Wielu czekało na ten dzień po kilkudziesięciu godzinach gorącej debaty o strasznej śmierci siedmiorga wolontariuszy World Central Kitchen w Strefie Gazy. Dziś w Ministerstwie Spraw Zagranicznych pojawił się wezwany uprzednio ambasador Izraela w Polsce Jakow Liwne. Ambasador odnosząc się wcześniej do słów wicemarszałka Sejmu oburzył wielu Polaków. Do kontrowersyjnej opinii odnieśli się m.in. prezydent Andrzej Duda i Jarosław Kaczyński. Ten drugi domagał się wręcz wydalenia Liwne z Polski. Dziś podjęto decyzję w tej sprawie, a wiceszef MSZ Andrzej Szejna wystąpił „z prośbą” do Kaczyńskiego.
„Zaprezentujemy stanowisko Polski, nasze oczekiwania. Wszystko zależy od tego, co usłyszymy od pana ambasadora. To będzie śmiertelnie poważne spotkanie” – mówił przed spotkaniem z ambasadorem Izraela Andrzej Szejna. Podkreślił przy tym, że Polska będzie domagała się nie tylko przeprosin, ale także ukarania sprawców ataku na Damiana Sobóla i innych wolontariuszy z WCK oraz wypłacenia odszkodowania rodzinie Polaka.
Po spotkaniu – chwilę po godzinie 12:00 – w siedzibie MSZ rozpoczęła się konferencja prasowa z udziałem wiceministra Andrzeja Szejny i Jakowa Liwne.
„Pan ambasador przeprosił. Przeprosił za to zdarzenie bez precedensu w historii cywilizowanego świata” – powiedział Szejna, cytowany przez polsatnews.pl.

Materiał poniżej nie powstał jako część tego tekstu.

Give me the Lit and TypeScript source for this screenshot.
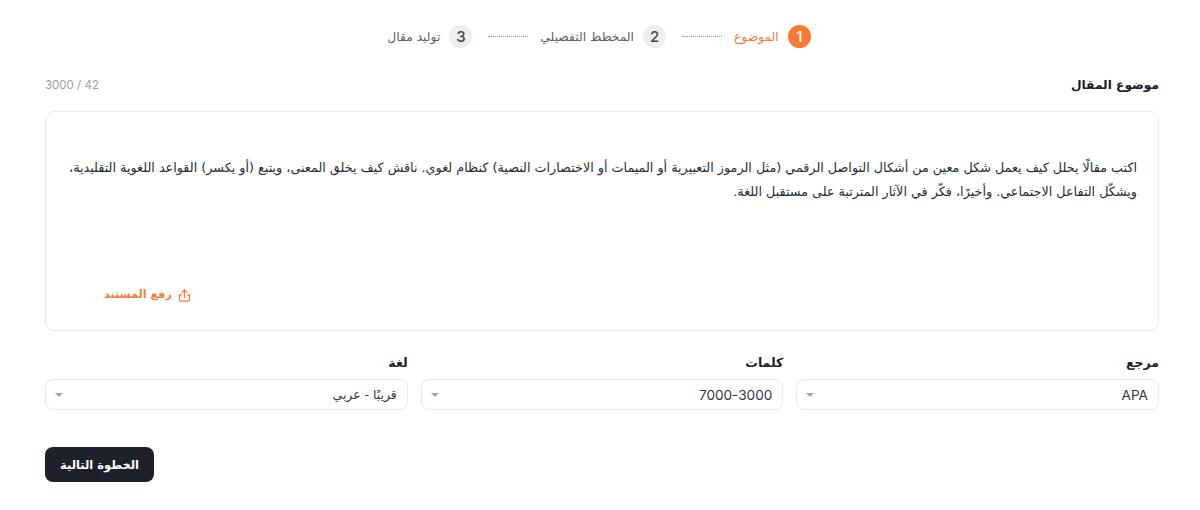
import { LitElement, html, css } from 'lit';
import { customElement } from 'lit/decorators.js';

const steps = [
  { n: '1', label: 'الموضوع', active: true },
  { n: '2', label: 'المخطط التفصيلي', active: false },
  { n: '3', label: 'توليد مقال', active: false },
];

const selects = [
  { label: 'مرجع', value: 'APA', ar: false },
  { label: 'كلمات', value: '7000-3000', ar: false },
  { label: 'لغة', value: 'قريبًا - عربي', ar: true },
];

const topic =
  'اكتب مقالًا يحلل كيف يعمل شكل معين من أشكال التواصل الرقمي (مثل الرموز التعبيرية أو الميمات أو الاختصارات النصية) كنظام لغوي. ناقش كيف يخلق المعنى، ويتبع (أو يكسر) القواعد اللغوية التقليدية، ويشكّل التفاعل الاجتماعي. وأخيرًا، فكّر في الآثار المترتبة على مستقبل اللغة.';

@customElement('app-root')
export class AppRoot extends LitElement {
  static styles = css`
    :host {
      display: block;
      background: #fff;
      font-family: 'DejaVu Sans', 'Noto Sans', sans-serif;
      color: #1f2430;
    }

    .page {
      direction: rtl;
      box-sizing: border-box;
      height: 510px;
      padding: 25px 41px 0 45px;
      overflow: hidden;
    }

    .stepper {
      display: flex;
      justify-content: center;
      align-items: center;
      height: 23px;
      padding-right: 6px;
    }

    .step {
      display: flex;
      align-items: center;
      gap: 9px;
      font-size: 12.3px;
      color: #5d6068;
      white-space: nowrap;
    }

    .step.active {
      color: #f47a3c;
    }

    .num {
      width: 23px;
      height: 23px;
      border-radius: 50%;
      background: #eceef0;
      color: #44474e;
      font: 500 15px Inter, sans-serif;
      display: flex;
      align-items: center;
      justify-content: center;
    }

    .active .num {
      background: #f67a32;
      color: #fff;
    }

    .dots {
      width: 40px;
      margin: 0 12px 0 16px;
      border-top: 1px dotted #8a8c91;
    }

    .field-head {
      display: flex;
      justify-content: space-between;
      align-items: center;
      margin-top: 27px;
      height: 20px;
    }

    .title {
      font-size: 12.2px;
      font-weight: 700;
      color: #1d2027;
    }

    .select-label {
      font-size: 12.5px;
      font-weight: 700;
      color: #1d2027;
    }

    .count {
      font: 11.5px Inter, sans-serif;
      color: #9a9ca1;
      direction: ltr;
    }

    .box {
      position: relative;
      box-sizing: border-box;
      height: 220px;
      margin-top: 16px;
      padding: 44px 21px 0 18px;
      border: 1px solid #e9eaec;
      border-radius: 9px;
      font-size: 12.75px;
      line-height: 24px;
      color: #2a2c33;
    }

    .upload {
      position: absolute;
      left: 58px;
      bottom: 25px;
      display: flex;
      align-items: center;
      gap: 5px;
      font-size: 11.2px;
      font-weight: 700;
      color: #f47a3c;
      line-height: 20px;
    }

    .upload svg {
      width: 15px;
      height: 15px;
    }

    .selects {
      display: grid;
      grid-template-columns: repeat(3, 1fr);
      gap: 13px;
      margin-top: 22px;
    }

    .select-label {
      height: 20px;
      line-height: 20px;
      margin-bottom: 6px;
    }

    .select {
      box-sizing: border-box;
      height: 31px;
      display: flex;
      justify-content: space-between;
      align-items: center;
      padding: 0 10px 0 9px;
      border: 1px solid #e9eaec;
      border-radius: 8px;
      font: 13.6px Inter, sans-serif;
      color: #33363c;
    }

    .select .ar {
      font: 12.4px 'DejaVu Sans', sans-serif;
    }

    .caret {
      width: 0;
      height: 0;
      border-left: 4px solid transparent;
      border-right: 4px solid transparent;
      border-top: 4px solid #a3a5a9;
    }

    .actions {
      display: flex;
      justify-content: flex-end;
      margin-top: 37px;
    }

    button {
      width: 109px;
      height: 35px;
      border: 0;
      border-radius: 8px;
      background: #1e212b;
      color: #fff;
      font: 700 11.5px 'DejaVu Sans', sans-serif;
    }
  `;

  render() {
    return html`
      <div class="page">
        <div class="stepper">
          ${steps.map(
            (s, i) => html`
              ${i > 0 ? html`<span class="dots"></span>` : ''}
              <div class="step ${s.active ? 'active' : ''}">
                <span class="num">${s.n}</span>
                <span>${s.label}</span>
              </div>
            `
          )}
        </div>

        <div class="field-head">
          <span class="title">موضوع المقال</span>
          <span class="count">3000 / 42</span>
        </div>

        <div class="box">
          ${topic}
          <div class="upload">
            <svg viewBox="0 0 24 24" fill="none" stroke="currentColor" stroke-width="2" stroke-linecap="round" stroke-linejoin="round">
              <path d="M7 11H4v7a3 3 0 0 0 3 3h10a3 3 0 0 0 3-3v-7h-3" />
              <path d="M12 15V3" />
              <path d="M8 7l4-4 4 4" />
            </svg>
            <span>رفع المستند</span>
          </div>
        </div>

        <div class="selects">
          ${selects.map(
            (s) => html`
              <div>
                <div class="select-label">${s.label}</div>
                <div class="select">
                  <span class=${s.ar ? 'ar' : ''}>${s.value}</span>
                  <span class="caret"></span>
                </div>
              </div>
            `
          )}
        </div>

        <div class="actions">
          <button>الخطوة التالية</button>
        </div>
      </div>
    `;
  }
}
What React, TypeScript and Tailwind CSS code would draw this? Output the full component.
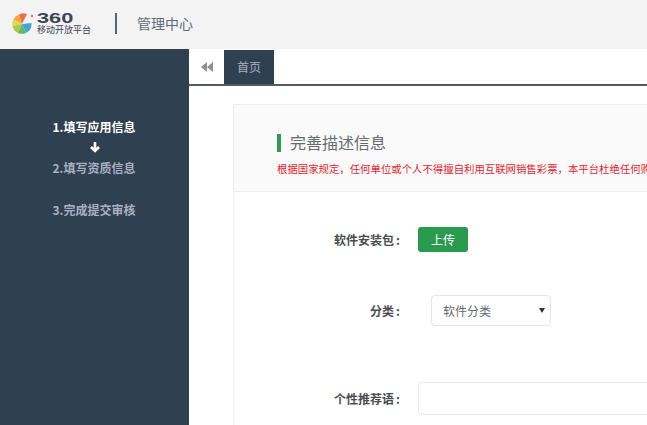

„Nota protestacyjna i cała rozmowa przebiegała w charakterze nie tyle żądań, ale jasnych oczekiwań ze strony Polski. Po pierwsze oczekujemy śledztwa transparentnego, w którym Polska i inne państwa, które straciły swoich obywateli w tym ataku, który ja jako prawnik określam – morderstwem, strona Polska żąda nie tylko wglądu, ale dostępu do wszystkich informacji, aby wyjaśnienie sprawy było satysfakcjonujące”

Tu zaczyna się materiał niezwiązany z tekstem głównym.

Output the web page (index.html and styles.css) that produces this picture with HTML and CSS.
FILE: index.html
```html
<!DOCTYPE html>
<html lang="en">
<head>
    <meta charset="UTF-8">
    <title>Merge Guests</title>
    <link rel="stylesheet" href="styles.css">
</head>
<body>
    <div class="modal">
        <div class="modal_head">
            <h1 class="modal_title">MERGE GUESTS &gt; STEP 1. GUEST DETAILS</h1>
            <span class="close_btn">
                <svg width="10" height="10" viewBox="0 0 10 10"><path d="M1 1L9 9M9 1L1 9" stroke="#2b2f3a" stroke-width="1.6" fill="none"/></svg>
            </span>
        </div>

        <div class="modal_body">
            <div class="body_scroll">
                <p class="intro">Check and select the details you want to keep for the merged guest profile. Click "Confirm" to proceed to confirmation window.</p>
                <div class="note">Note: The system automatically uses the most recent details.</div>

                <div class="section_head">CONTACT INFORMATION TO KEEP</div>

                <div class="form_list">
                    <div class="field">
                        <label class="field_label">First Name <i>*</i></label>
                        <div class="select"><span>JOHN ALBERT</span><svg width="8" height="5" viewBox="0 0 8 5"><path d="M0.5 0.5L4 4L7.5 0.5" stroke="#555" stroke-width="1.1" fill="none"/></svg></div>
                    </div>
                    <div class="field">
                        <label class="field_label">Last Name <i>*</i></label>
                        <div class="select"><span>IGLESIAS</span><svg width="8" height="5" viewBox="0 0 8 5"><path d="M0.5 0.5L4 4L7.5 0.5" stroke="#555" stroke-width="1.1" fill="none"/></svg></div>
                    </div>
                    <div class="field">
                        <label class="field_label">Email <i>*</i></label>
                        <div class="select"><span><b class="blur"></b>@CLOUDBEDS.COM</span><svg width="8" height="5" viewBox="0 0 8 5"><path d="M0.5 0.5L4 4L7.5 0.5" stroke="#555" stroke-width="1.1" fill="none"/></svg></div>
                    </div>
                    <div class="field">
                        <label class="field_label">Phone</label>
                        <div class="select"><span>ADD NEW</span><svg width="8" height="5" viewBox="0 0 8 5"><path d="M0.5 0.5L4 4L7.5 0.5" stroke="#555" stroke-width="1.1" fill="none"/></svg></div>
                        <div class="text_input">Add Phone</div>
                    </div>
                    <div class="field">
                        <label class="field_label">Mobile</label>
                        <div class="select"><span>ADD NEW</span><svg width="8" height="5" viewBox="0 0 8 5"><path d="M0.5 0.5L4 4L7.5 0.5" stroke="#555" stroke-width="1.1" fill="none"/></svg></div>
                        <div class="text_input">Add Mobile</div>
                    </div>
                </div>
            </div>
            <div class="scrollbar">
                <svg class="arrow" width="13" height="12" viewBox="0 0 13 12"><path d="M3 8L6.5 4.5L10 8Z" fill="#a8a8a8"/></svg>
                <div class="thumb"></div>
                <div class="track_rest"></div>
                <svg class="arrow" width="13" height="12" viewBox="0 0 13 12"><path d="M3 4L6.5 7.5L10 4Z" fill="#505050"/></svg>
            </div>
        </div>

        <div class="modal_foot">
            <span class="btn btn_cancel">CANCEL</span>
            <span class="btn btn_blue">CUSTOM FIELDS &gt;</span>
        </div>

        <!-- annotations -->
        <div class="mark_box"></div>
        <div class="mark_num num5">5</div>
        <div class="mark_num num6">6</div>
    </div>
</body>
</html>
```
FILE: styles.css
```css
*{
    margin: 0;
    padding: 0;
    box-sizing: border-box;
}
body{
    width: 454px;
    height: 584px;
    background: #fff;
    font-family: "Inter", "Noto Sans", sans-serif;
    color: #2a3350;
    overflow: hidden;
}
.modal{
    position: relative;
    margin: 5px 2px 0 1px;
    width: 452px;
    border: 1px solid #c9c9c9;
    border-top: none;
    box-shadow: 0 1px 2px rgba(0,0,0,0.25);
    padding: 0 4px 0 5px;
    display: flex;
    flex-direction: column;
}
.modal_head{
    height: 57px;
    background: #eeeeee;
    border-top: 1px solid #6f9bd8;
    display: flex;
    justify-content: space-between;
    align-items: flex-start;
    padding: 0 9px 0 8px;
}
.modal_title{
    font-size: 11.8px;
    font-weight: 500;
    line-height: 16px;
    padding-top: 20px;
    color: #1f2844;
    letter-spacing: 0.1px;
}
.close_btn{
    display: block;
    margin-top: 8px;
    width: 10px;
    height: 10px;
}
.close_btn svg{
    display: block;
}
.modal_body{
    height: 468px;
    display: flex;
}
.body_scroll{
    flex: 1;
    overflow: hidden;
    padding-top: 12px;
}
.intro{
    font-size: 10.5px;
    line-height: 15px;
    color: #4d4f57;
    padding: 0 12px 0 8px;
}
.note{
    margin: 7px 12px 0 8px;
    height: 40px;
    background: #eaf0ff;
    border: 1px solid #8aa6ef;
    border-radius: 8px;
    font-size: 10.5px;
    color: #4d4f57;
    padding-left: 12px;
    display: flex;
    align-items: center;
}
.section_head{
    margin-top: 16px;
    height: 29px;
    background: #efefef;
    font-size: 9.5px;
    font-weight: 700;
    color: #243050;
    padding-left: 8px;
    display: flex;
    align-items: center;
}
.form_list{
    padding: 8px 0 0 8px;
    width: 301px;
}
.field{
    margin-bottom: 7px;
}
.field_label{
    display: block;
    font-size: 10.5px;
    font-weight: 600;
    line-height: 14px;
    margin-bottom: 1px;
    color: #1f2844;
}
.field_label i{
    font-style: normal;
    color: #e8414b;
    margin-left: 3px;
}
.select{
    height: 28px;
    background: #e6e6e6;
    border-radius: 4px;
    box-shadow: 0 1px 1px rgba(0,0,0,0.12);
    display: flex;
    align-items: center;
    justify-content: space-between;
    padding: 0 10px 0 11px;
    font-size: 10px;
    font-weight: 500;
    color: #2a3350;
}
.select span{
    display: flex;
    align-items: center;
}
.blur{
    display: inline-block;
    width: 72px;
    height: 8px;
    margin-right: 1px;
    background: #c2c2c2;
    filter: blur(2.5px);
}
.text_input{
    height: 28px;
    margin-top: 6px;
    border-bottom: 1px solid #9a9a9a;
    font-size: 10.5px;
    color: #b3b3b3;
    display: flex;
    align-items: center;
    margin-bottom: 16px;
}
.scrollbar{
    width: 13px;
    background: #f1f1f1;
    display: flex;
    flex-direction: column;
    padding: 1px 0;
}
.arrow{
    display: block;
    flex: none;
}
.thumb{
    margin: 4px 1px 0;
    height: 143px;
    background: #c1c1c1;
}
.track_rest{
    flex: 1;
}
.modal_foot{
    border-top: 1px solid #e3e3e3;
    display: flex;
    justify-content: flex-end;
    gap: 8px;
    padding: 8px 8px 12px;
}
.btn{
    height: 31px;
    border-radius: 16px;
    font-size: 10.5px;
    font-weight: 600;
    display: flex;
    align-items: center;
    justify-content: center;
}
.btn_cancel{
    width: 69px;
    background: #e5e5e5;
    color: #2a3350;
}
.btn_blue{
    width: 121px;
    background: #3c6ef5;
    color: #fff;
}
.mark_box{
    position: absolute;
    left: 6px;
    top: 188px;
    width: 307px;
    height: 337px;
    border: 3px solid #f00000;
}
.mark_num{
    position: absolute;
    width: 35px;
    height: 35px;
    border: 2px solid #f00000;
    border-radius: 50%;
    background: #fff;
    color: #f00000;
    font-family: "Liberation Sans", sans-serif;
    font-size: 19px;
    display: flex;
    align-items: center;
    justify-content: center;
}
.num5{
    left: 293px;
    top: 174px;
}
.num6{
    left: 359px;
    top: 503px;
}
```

– podkreślił wiceszef polskiej dyplomacji.
„Chcemy, aby w wyjaśnianiu i całej procedurze karnej oraz dyscyplinarnej dla odpowiedzialnych za to żołnierzy, była dopuszczona i brała udział Prokuratura Okręgowa w Przemyślu” – dodał.

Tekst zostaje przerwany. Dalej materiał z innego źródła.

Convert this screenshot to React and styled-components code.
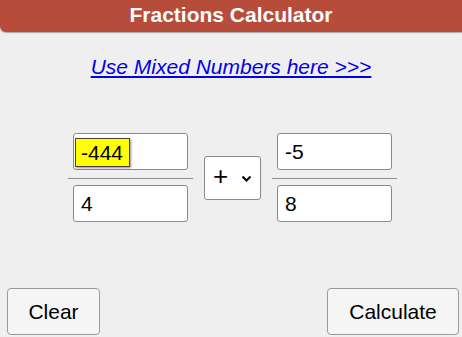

Jednym z warunków ma być także wypłata odszkodowania rodzinie tragicznie zmarłego Damiana Sobóla. „Oczywiście pod warunkiem, że rodzina będzie tego chciała” – podkreśla Szejna.
Konferencja prasowa po wezwaniu ambasadora Izraela do polskiego MSZ. Jakow Liwne nie zostanie wydalony
Na spotkaniu przedstawiciele polskiego MSZ wezwali ponadto Izrael do respektowania rezolucji Rady Bezpieczeństwa ONZ, która wzywa do natychmiastowego zawieszenia broni w Strefie Gazy.
Wiceminister Szejna poinformował jednocześnie, że ambasador nie zostanie wydalony z Polski, czego domagał się m.in. szef największej partii opozycyjnej Jarosław Kaczyński.
„Ambasador Izraela nie zostanie wydalony z Polski”
– powiedział Szejna.
„Ale mam prośbę do Jarosława Kaczyńskiego, aby znowu nie uprawiał polityki na grobach ludzi, bo my jako dyplomacja mamy uzyskać efekt: to jest, po pierwsze, zadośćuczynienie dla rodzin ofiar i niedopuszczenie do takiego przypadku w przyszłości” – dodał.